Blue Box subsidies are given under production limiting programmes and are exempted from being capped. However, proposals have been put forth in the WTO for capping Blue Box subsidies at 2.5% of a countrys total value of farm production.
At a meeting of farm negotiators in Geneva on December 5, this year, the EU said that it should be given the right to pay 300 million euro a year, with a view to honour its earlier commitments to Greece and Spain on their accession to the Union. The EU said that in return it would reduce its cotton subsidy to zero under the Amber Box. Amber Box subsidies are considered as trade-distorting.
The draft text released by the WTO agriculture committee chair, Crawford Falconer in July 17, had proposed that any Blue Box payment for individual products should not exceed the average payments made in 1995-2000.

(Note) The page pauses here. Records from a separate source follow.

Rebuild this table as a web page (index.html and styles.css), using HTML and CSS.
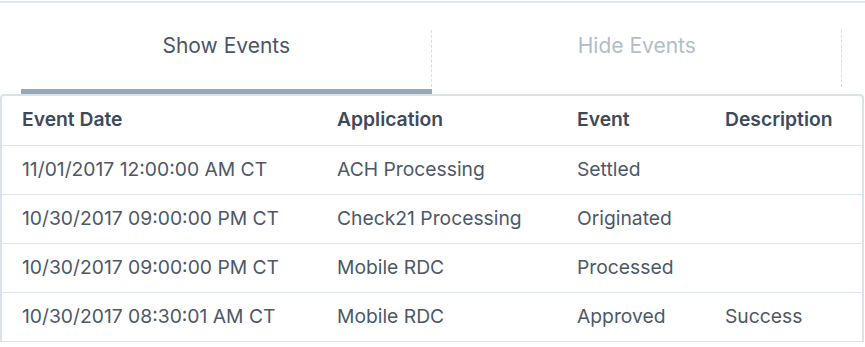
FILE: index.html
```html
<!DOCTYPE html>
<html>
<head>
<meta charset="utf-8">
<link rel="stylesheet" href="styles.css">
</head>
<body>
<div class="top-rule"></div>
<div class="tabs">
  <div class="tab active">Show Events</div>
  <div class="tab">Hide Events</div>
</div>
<div class="panel">
  <table class="events">
    <colgroup>
      <col class="c1"><col class="c2"><col class="c3"><col class="c4">
    </colgroup>
    <thead>
      <tr><th>Event Date</th><th>Application</th><th>Event</th><th>Description</th></tr>
    </thead>
    <tbody>
      <tr><td>11/01/2017 12:00:00 AM CT</td><td>ACH Processing</td><td>Settled</td><td></td></tr>
      <tr><td>10/30/2017 09:00:00 PM CT</td><td>Check21 Processing</td><td>Originated</td><td></td></tr>
      <tr><td>10/30/2017 09:00:00 PM CT</td><td>Mobile RDC</td><td>Processed</td><td></td></tr>
      <tr><td>10/30/2017 08:30:01 AM CT</td><td>Mobile RDC</td><td>Approved</td><td>Success</td></tr>
    </tbody>
  </table>
</div>
</body>
</html>
```
FILE: styles.css
```css
html, body {
  margin: 0;
  padding: 0;
  background: #fff;
  overflow: hidden;
}
body {
  font-family: Inter, Lato, sans-serif;
  color: #4a5667;
}
.top-rule {
  margin-top: 1px;
  height: 2px;
  background: #dfe6ef;
}
.tabs {
  display: flex;
  margin: 0 23px 0 21px;
  height: 91px;
}
.tab {
  position: relative;
  flex: 1;
  display: flex;
  align-items: center;
  justify-content: center;
  padding-bottom: 1px;
  font-size: 21px;
  color: #b1bdc9;
  border-bottom: 5px solid transparent;
}
.tab::after {
  content: "";
  position: absolute;
  right: 0;
  top: 27px;
  bottom: 2px;
  border-right: 1px dashed #d6dde5;
}
.tab.active {
  color: #4a5668;
  border-bottom-color: #95aab8;
}
.panel {
  margin-right: 1px;
  border: 2px solid #d9e3ee;
  border-bottom: none;
  border-radius: 4px 4px 0 0;
}
.events {
  width: 100%;
  border-collapse: collapse;
  table-layout: fixed;
  font-size: 19.3px;
}
.c1 { width: 315px; }
.c2 { width: 240px; }
.c3 { width: 148px; }
.events th, .events td {
  text-align: left;
  padding: 0 0 2px 20px;
  white-space: nowrap;
  border-bottom: 1px solid #dde5ee;
  box-sizing: border-box;
}
.events th {
  height: 49px;
  font-weight: 600;
  color: #3e4a5b;
}
.events td {
  height: 49px;
  color: #4d5868;
}
```
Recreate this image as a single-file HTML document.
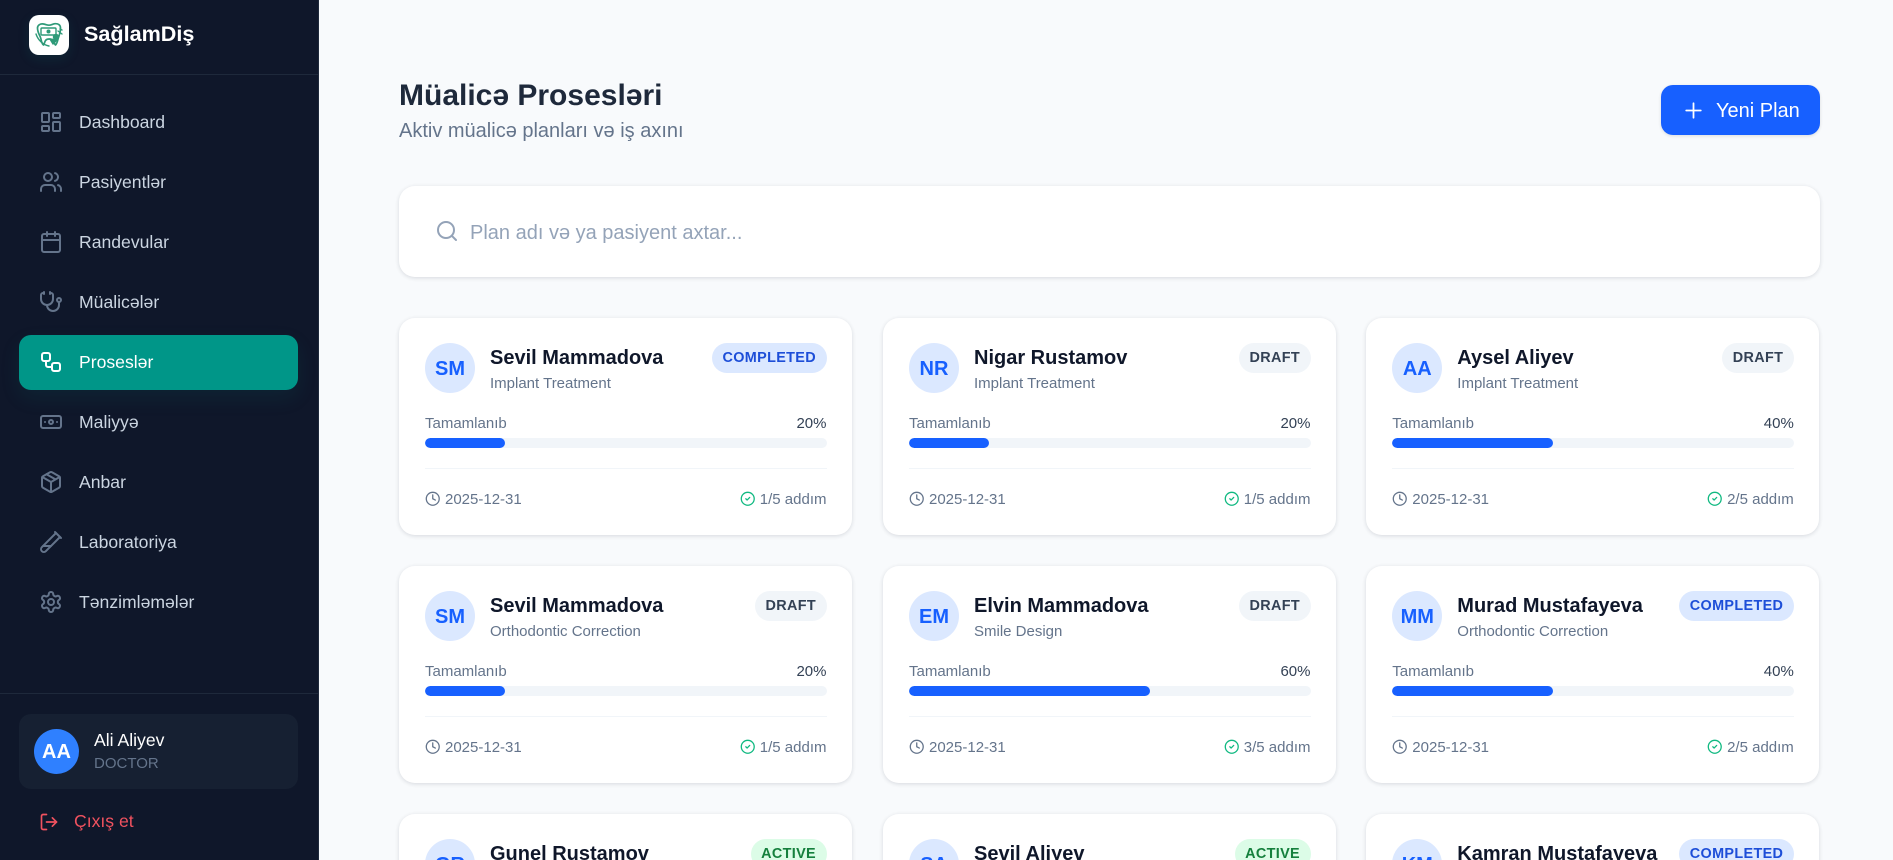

However, an increase in Blue Box payment can be allowed, if a one for one reduction is made in Amber Box subsidy. In the case of cotton, the ratio proposed by Falconer was two to one; every dollar in additional Blue Box payment would mean a $2 cut in Amber Box subsidy.
The president of Bharatiya Krishak Samaj, Krishan Bir Chaudhary said, If the EU is allowed to shift its cotton subsidy, the US would agree to reduce its $4 billion cotton subsidy, and this would spell doom for third world farmers.
Reacting to the European move to shift its cotton subsidy, the secretary-general of the Confederation of Indian Textile Industry (CITI), DK Nair said, This is a clever move by EU. India and other developing countries, particularly the African countries, should resist it.
If the Falconer formula is applied without the one to one ratio cut, the EU would be able to pay only the 180 million euro Blue Box subsidy to cotton growers.
With a view to pay 300 million euro, the EU preferred a one to one ratio cut formula.